The Oxford Book of Tudor Anthems is a collection of vocal scores of music from the Tudor era of England (c.1550-1625). It was published in 1978 by Oxford University Press and was compiled by the organist and publisher Christopher Morris (1922-2014), the editor of OUP who also was involved with the popular Carols for Choirs series of books in the 1970s. The preface is written by Sir David Willcocks.

A recording was issued in 1979, Tudor Anthems (OUP 153), featuring 13 anthems from the Oxford Book of Tudor Anthems sung by the Choir of Christ Church Cathedral, Oxford and conducted by Simon Preston.

Contents
The collection encompasses 34 motets and anthems by 14 different composers who were active during the Tudor Period, sometimes referred as "the Golden Age of English church music", which spans from around 1500 to the end of the reign of King James VI and I in 1625. This period in English history was especially marked by the religious upheaval of the English Reformation, which was advanced by King Edward VI. With competing demands over the language of Church of England liturgy, composers of this era variously set both Latin and English texts to music, and this is reflected in the range of works presented in this book.
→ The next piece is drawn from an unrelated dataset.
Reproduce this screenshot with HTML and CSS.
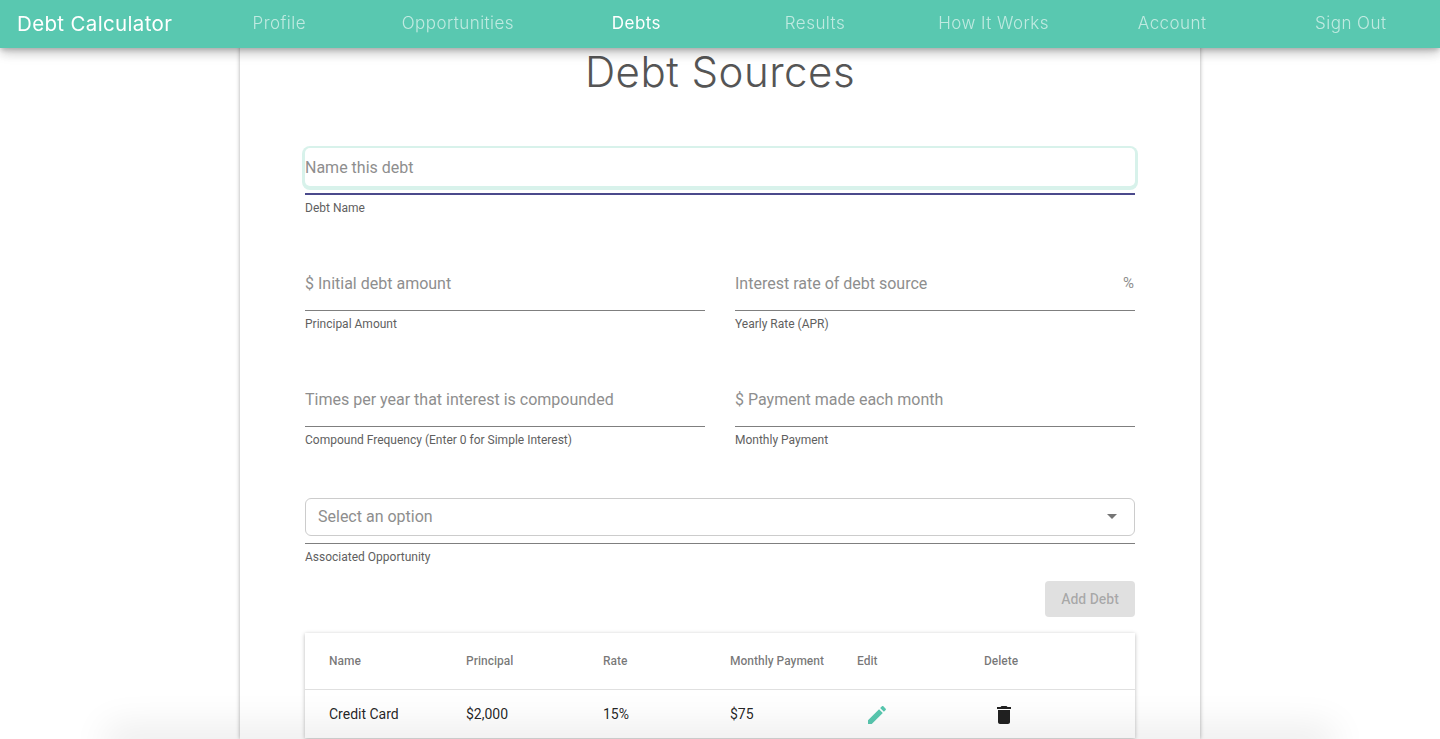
FILE: index.html
```html
<!DOCTYPE html>
<html lang="en">
<head>
<meta charset="utf-8">
<title>Debt Calculator</title>
<link rel="stylesheet" href="styles.css">
</head>
<body>
<header class="topbar">
  <a class="brand">Debt Calculator</a>
  <nav class="nav">
    <a class="nav-link">Profile</a>
    <a class="nav-link">Opportunities</a>
    <a class="nav-link active">Debts</a>
    <a class="nav-link">Results</a>
    <a class="nav-link">How It Works</a>
    <a class="nav-link">Account</a>
    <a class="nav-link">Sign Out</a>
  </nav>
</header>
<main class="card">
  <h1 class="title">Debt Sources</h1>
  <form class="form">
    <div class="field wide">
      <div class="control focused"><span class="placeholder">Name this debt</span></div>
      <div class="rule strong"></div>
      <div class="hint">Debt Name</div>
    </div>
    <div class="field">
      <div class="control"><span class="placeholder">$ Initial debt amount</span></div>
      <div class="rule"></div>
      <div class="hint">Principal Amount</div>
    </div>
    <div class="field">
      <div class="control"><span class="placeholder">Interest rate of debt source</span><span class="suffix">%</span></div>
      <div class="rule"></div>
      <div class="hint">Yearly Rate (APR)</div>
    </div>
    <div class="field">
      <div class="control"><span class="placeholder">Times per year that interest is compounded</span></div>
      <div class="rule"></div>
      <div class="hint">Compound Frequency (Enter 0 for Simple Interest)</div>
    </div>
    <div class="field">
      <div class="control"><span class="placeholder">$ Payment made each month</span></div>
      <div class="rule"></div>
      <div class="hint">Monthly Payment</div>
    </div>
    <div class="field wide select-field">
      <div class="control select"><span class="placeholder">Select an option</span><span class="arrow"></span></div>
      <div class="rule select-rule"></div>
      <div class="hint">Associated Opportunity</div>
    </div>
  </form>
  <div class="actions"><button class="add" type="button" disabled>Add Debt</button></div>
  <section class="table">
    <div class="row head">
      <div>Name</div><div>Principal</div><div>Rate</div><div>Monthly Payment</div><div>Edit</div><div>Delete</div>
    </div>
    <div class="row body">
      <div>Credit Card</div><div>$2,000</div><div>15%</div><div>$75</div>
      <div><span class="icon-btn"><svg class="icon teal" viewBox="0 0 24 24"><path d="M3 17.25V21h3.75L17.81 9.94l-3.75-3.75L3 17.25zM20.71 7.04c.39-.39.39-1.02 0-1.41l-2.34-2.34c-.39-.39-1.02-.39-1.41 0l-1.83 1.83 3.75 3.75 1.83-1.83z"/></svg></span></div>
      <div><span class="icon-btn"><svg class="icon dark" viewBox="0 0 24 24"><path d="M6 19c0 1.1.9 2 2 2h8c1.1 0 2-.9 2-2V7H6v12zM19 4h-3.5l-1-1h-5l-1 1H5v2h14V4z"/></svg></span></div>
    </div>
  </section>
</main>
<div class="bottom-glow"></div>
</body>
</html>
```
FILE: styles.css
```css
* { box-sizing: border-box; }
html, body { height: 100%; }
body {
  margin: 0;
  overflow: hidden;
  background: #fff;
  font-family: Roboto, "Liberation Sans", sans-serif;
  color: rgba(0, 0, 0, .87);
}
.topbar {
  position: fixed;
  top: 0; left: 0; right: 0;
  z-index: 5;
  height: 48px;
  padding-bottom: 2px;
  display: flex;
  align-items: center;
  background: #59c8b0;
  box-shadow: 0 3px 5px -1px rgba(0,0,0,.2), 0 6px 10px 0 rgba(0,0,0,.14), 0 1px 18px 0 rgba(0,0,0,.12);
  font-family: Inter, sans-serif;
}
.brand {
  flex: 0 0 190px;
  padding-left: 17px;
  color: #fff;
  font-size: 20.5px;
  font-weight: 400;
  letter-spacing: .35px;
}
.nav { flex: 1; display: flex; }
.nav-link {
  flex: 1;
  text-align: center;
  font-size: 17px;
  font-weight: 300;
  letter-spacing: .45px;
  color: rgba(255, 255, 255, .62);
}
.nav-link.active { color: #fff; font-weight: 400; }
.card {
  width: 960px;
  height: 739px;
  margin: 0 auto;
  padding: 48px 65px 0;
  background: #fff;
  box-shadow: 0 0 4px rgba(0, 0, 0, .35);
  overflow: hidden;
}
.title {
  margin: 0;
  height: 100px;
  line-height: 47px;
  text-align: center;
  font-family: Inter, sans-serif;
  font-size: 42px;
  font-weight: 300;
  letter-spacing: .5px;
  color: #555;
}
.form {
  display: grid;
  grid-template-columns: 400px 400px;
  column-gap: 30px;
  row-gap: 0;
}
.field { height: 116px; }
.wide { grid-column: 1 / -1; }
.select-field { height: 83px; margin-top: 2px; }
.control {
  height: 38px;
  display: flex;
  align-items: center;
  justify-content: space-between;
  font-size: 16px;
  color: #8e8e8e;
}
.control.focused {
  border-radius: 5px;
  box-shadow: 0 1px 0 3px #d8f2eb;
}
.control.select {
  padding: 0 17px 2px 12px;
  border: 1px solid #ccc;
  border-radius: 6px;
}
.suffix { padding: 0 1px 0 0; font-size: 15px; }
.arrow {
  width: 0; height: 0;
  border-left: 5px solid transparent;
  border-right: 5px solid transparent;
  border-top: 5px solid #757575;
}
.rule { height: 1px; margin-top: 8px; background: #7f7f7f; }
.rule.strong { height: 2px; margin-top: 7px; background: #4b4a8c; }
.rule.select-rule { margin-top: 7px; }
.hint {
  margin-top: 6px;
  font-size: 12px;
  line-height: 14px;
  color: #5f5f5f;
}
.actions { display: flex; justify-content: flex-end; height: 52px; }
.add {
  width: 90px;
  height: 36px;
  padding: 0;
  border: 0;
  border-radius: 4px;
  background: #e0e0e0;
  color: rgba(0, 0, 0, .26);
  font: 500 14px Roboto, sans-serif;
}
.table {
  background: #fff;
  box-shadow: 0 1px 4px rgba(0, 0, 0, .28);
}
.row {
  display: grid;
  grid-template-columns: 137px 137px 127px 127px 127px 1fr;
  padding-left: 24px;
  align-items: center;
}
.head {
  height: 57px;
  border-bottom: 1px solid #e0e0e0;
  font-size: 12px;
  font-weight: 500;
  color: rgba(0, 0, 0, .54);
}
.body {
  height: 48px;
  font-size: 14px;
  color: rgba(0, 0, 0, .87);
}
.icon-btn { display: flex; width: 40px; justify-content: center; padding-top: 1px; }
.icon { width: 24px; height: 24px; display: block; }
.teal { fill: #59c8b0; }
.dark { fill: #212121; }
.bottom-glow {
  position: fixed;
  left: 120px;
  right: 120px;
  bottom: -10px;
  height: 10px;
  z-index: 4;
  box-shadow: 0 0 36px 14px rgba(0, 0, 0, .075);
}
```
The later anthems in English take their texts from the King James Bible of 1604, but words from earlier Bible translations such as the 1526 Tyndale Bible and from prayer books such as the 1549 Book of Common Prayer are also included. A variety of musical styles is represented in the collection, from simple four-part harmony to more elaborate polyphonic motets for up to eight voices, including both a cappella pieces and anthems requiring instrumental accompaniment.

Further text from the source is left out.